HA: I have no doubt that with continued pushing and continued rallying of the community and a continued voice that says, “No, we’re not going to accept this,” the ban will be relegated to the trash bin of history.

But that’s what it’s going to take. The Supreme Court has spoken, and [the Trump administration] has won a victory. But look what else has happened. So many people came out and said, “We’re not going to accept this.” And the first ban was struck down and the second ban was struck down. And the third ban was limited eventually.

Still, there’s not sufficient pushback against this rhetoric that says that we have to be afraid of people, we have to vet them, and that they have to prove themselves if they want to gain the right to come here. Instead of looking at things from a compassionate viewpoint, there’s white nationalist rhetoric—and a vision of America that looks a certain way. Yes, we have a lot of fires to put out, but we have to spend some time thinking about the flamethrower, and that’s what I’m trying to do. There’s so many different ways that these communities are negatively impacted by the way the laws are implemented, whether it’s federal law or state law. And like I said, that change starts in your own backyard.

MJ: What do you think still needs to be done around the ban? It seems like there hasn’t been as much attention around it recently.

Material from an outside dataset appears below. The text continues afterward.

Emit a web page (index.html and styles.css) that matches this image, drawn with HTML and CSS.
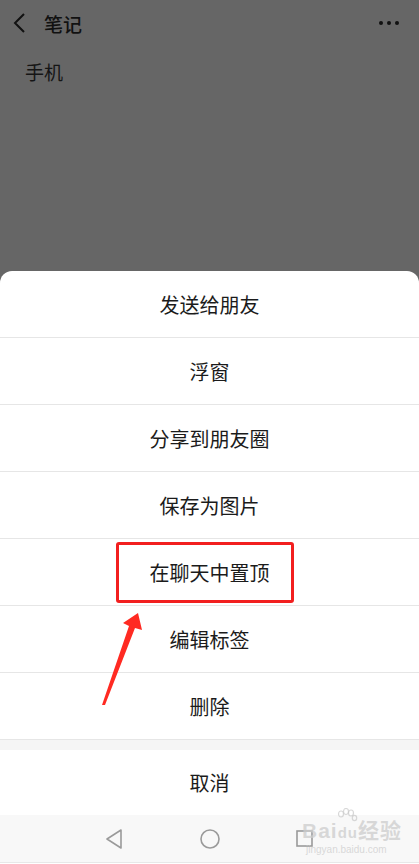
FILE: index.html
```html
<!DOCTYPE html>
<html lang="zh">
<head>
<meta charset="utf-8">
<link rel="stylesheet" href="styles.css">
</head>
<body>
<div class="screen">
  <div class="topbar">
    <svg class="back" width="14" height="20" viewBox="0 0 14 20"><path d="M12 1 L3 10 L12 19" fill="none" stroke="#111" stroke-width="2"/></svg>
    <span class="title">笔记</span>
    <span class="more"><i></i><i></i><i></i></span>
  </div>
  <div class="note">手机</div>
  <div class="spacer"></div>
  <div class="sheet">
    <div class="row">发送给朋友</div>
    <div class="row">浮窗</div>
    <div class="row">分享到朋友圈</div>
    <div class="row">保存为图片</div>
    <div class="row">在聊天中置顶<span class="highlight"></span></div>
    <div class="row">编辑标签</div>
    <div class="row">删除</div>
    <div class="gap"></div>
    <div class="cancel">取消</div>
  </div>
  <div class="navbar">
    <svg width="20" height="22" viewBox="0 0 20 22"><path d="M17 2 L3 11 L17 20 Z" fill="none" stroke="#9a9a9a" stroke-width="1.6" stroke-linejoin="round"/></svg>
    <svg width="22" height="22" viewBox="0 0 22 22"><circle cx="11" cy="11" r="9" fill="none" stroke="#9a9a9a" stroke-width="1.6"/></svg>
    <svg width="20" height="20" viewBox="0 0 20 20"><rect x="2" y="2" width="15" height="15" fill="none" stroke="#9a9a9a" stroke-width="1.6"/></svg>
  </div>
  <div class="bottomline"></div>
  <div class="watermark">
    <svg class="paw" width="22" height="16" viewBox="0 0 22 16"><g fill="none" stroke="rgba(200,200,200,0.7)" stroke-width="1.2"><ellipse cx="5" cy="6" rx="2.5" ry="3"/><ellipse cx="10" cy="3.5" rx="2.5" ry="3"/><ellipse cx="15" cy="5" rx="2.5" ry="3"/><ellipse cx="18.5" cy="10" rx="2.2" ry="2.6"/></g></svg>
    <span class="wm-logo">Bai<b>du</b>经验</span><span class="wm-url">jingyan.baidu.com</span>
  </div>
  <svg class="arrow" width="50" height="100" viewBox="0 0 50 100"><polygon points="38,1 42,18 35,16 5,93 2,93 29,14 23,11" fill="#ff2a22"/></svg>
</div>
</body>
</html>
```
FILE: styles.css
```css
* { box-sizing: border-box; }
html, body { margin: 0; padding: 0; }
body {
  font-family: "Noto Sans CJK SC", "Noto Sans", sans-serif;
  background: #fff;
}
.screen {
  position: relative;
  width: 419px;
  height: 864px;
  background: #666666;
  display: flex;
  flex-direction: column;
  overflow: hidden;
}
.topbar {
  height: 46px;
  display: flex;
  align-items: center;
  padding: 0 20px 0 12px;
  flex-shrink: 0;
}
.back { margin-right: 18px; }
.title {
  font-size: 19px;
  font-weight: 500;
  color: #111;
  flex: 1;
  line-height: 1;
}
.more { display: flex; gap: 4px; }
.more i {
  width: 4px; height: 4px; border-radius: 50%;
  background: #111; display: block;
}
.note {
  padding: 14px 0 0 25px;
  font-size: 19px;
  color: #151515;
  line-height: 24px;
}
.spacer { flex: 1; }
.sheet {
  position: relative;
  background: #fff;
  border-radius: 12px 12px 0 0;
  flex-shrink: 0;
}
.row {
  position: relative;
  height: 67px;
  border-bottom: 1px solid #e6e6e6;
  display: flex;
  align-items: center;
  justify-content: center;
  font-size: 20px;
  color: #1b1b1b;
}
.highlight {
  position: absolute;
  left: 116px;
  top: 3px;
  width: 178px;
  height: 61px;
  border: 3px solid #f21f1f;
  border-radius: 3px;
}
.gap { height: 10px; background: #f5f5f5; }
.cancel {
  height: 65px;
  display: flex;
  align-items: center;
  justify-content: center;
  font-size: 20px;
  color: #1b1b1b;
}
.navbar {
  height: 47px;
  background: #f8f8f8;
  display: flex;
  align-items: center;
  justify-content: space-between;
  padding: 0 104px 0 104px;
  flex-shrink: 0;
}
.bottomline {
  height: 2px;
  border-top: 1px solid #e8e8e8;
  background: #fff;
  flex-shrink: 0;
}
.watermark {
  position: absolute;
  left: 302px;
  top: 808px;
  display: flex;
  flex-direction: column;
  align-items: flex-start;
  color: rgba(205,205,205,0.75);
  font-family: "Liberation Sans", "Noto Sans CJK SC", sans-serif;
}
.paw { margin-left: 34px; margin-bottom: -4px; }
.wm-logo { font-size: 21px; font-weight: bold; line-height: 22px; letter-spacing: 1px; }
.wm-logo b { font-size: 15px; }
.wm-url { font-size: 10px; line-height: 12px; padding-left: 4px; }
.arrow {
  position: absolute;
  left: 100px;
  top: 612px;
}
```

HA: The administration has moved the place of the ban from the airports to the consulates—so out of sight, out of mind. But those of us that are inside the space know that, whether it’s in the mainstream media or in the public consciousness or not, these challenges are still real and families are still being separated. The advocacy and the litigation and the refusal to accept it are still going, and it’s still going strong. You might not have the thrills of attention we had that first night, but people are very committed, and lawsuits are being filed now in the wake of the Supreme Court upholding the ban. The Trump administration has not been able to roll out a policy without a challenge.

This interview has been condensed and edited for clarity.